Construction efficiency depends on predictability. When transitional stability is not integrated into detailing, predictability weakens.

Stability Is a Timeline, Not a Moment

A structure does not move instantly from unstable to stable. It transitions through phases.

Initially, an element is unrestrained. During erection, it is partially restrained. Only after full integration does it achieve its intended structural continuity.

Understanding these transitions changes how detailing is approached. Instead of focusing exclusively on final geometry, detailing begins to reflect construction reality. Lifting configurations are evaluated. Bracing feasibility is considered. Slenderness sensitivity is reviewed. Sequencing interactions between elements are acknowledged.

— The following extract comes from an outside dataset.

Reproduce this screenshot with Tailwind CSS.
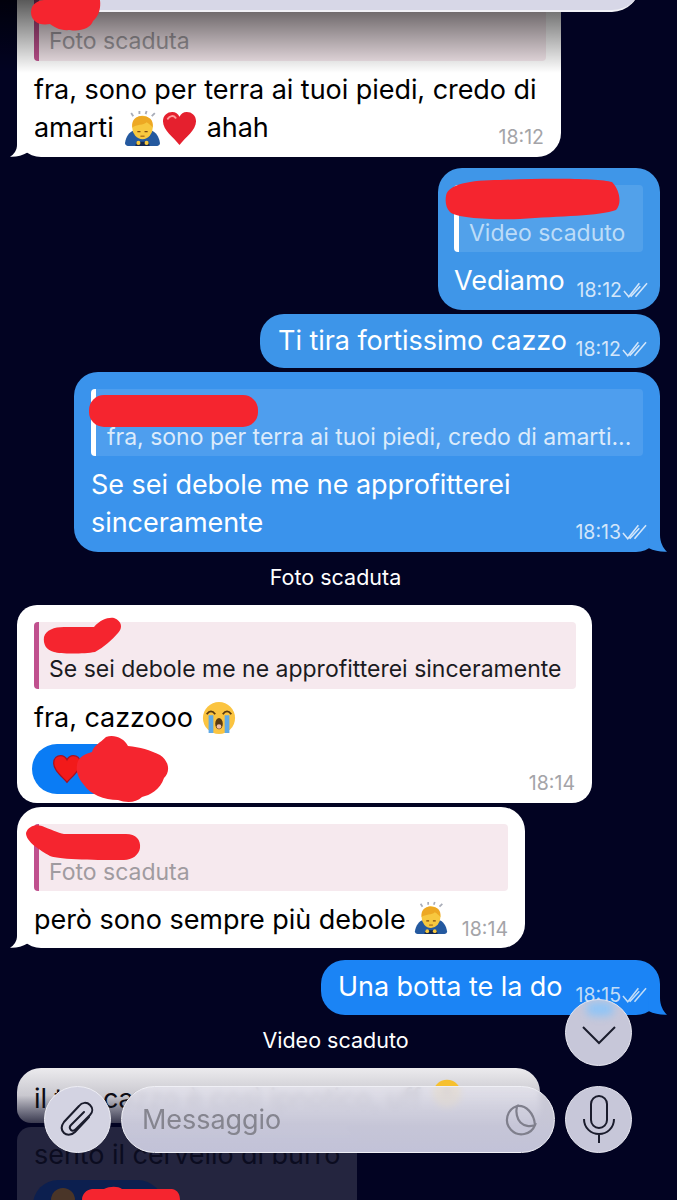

This does not require redesigning structural calculations. It requires ensuring that detailing reflects how the structure will actually move from casting bed to completed frame.

Precast construction benefits from controlled manufacturing, but erection remains a dynamic process. Forces shift. Supports change. Connections are staged. The gap between factory precision and site dynamics must be bridged deliberately.

Engineering for the Entire Journey

Temporary stability is not a footnote in precast construction. It is a design phase that exists between engineering and execution. It occupies the timeline between casting and completion, when elements are most exposed and least restrained.

The safest precast structures are not simply those that perform in final service. They are the ones that remain stable, predictable, and controlled at every stage leading to that final condition.

When temporary stability is integrated into detailing with the same rigor as permanent loads, site improvisation decreases. Risk exposure reduces. Installation flows more smoothly. The structure reaches its final state without unnecessary uncertainty.

Before a precast structure stands fully integrated, it must survive transition. Engineering that transition clearly is what separates assumption from assurance.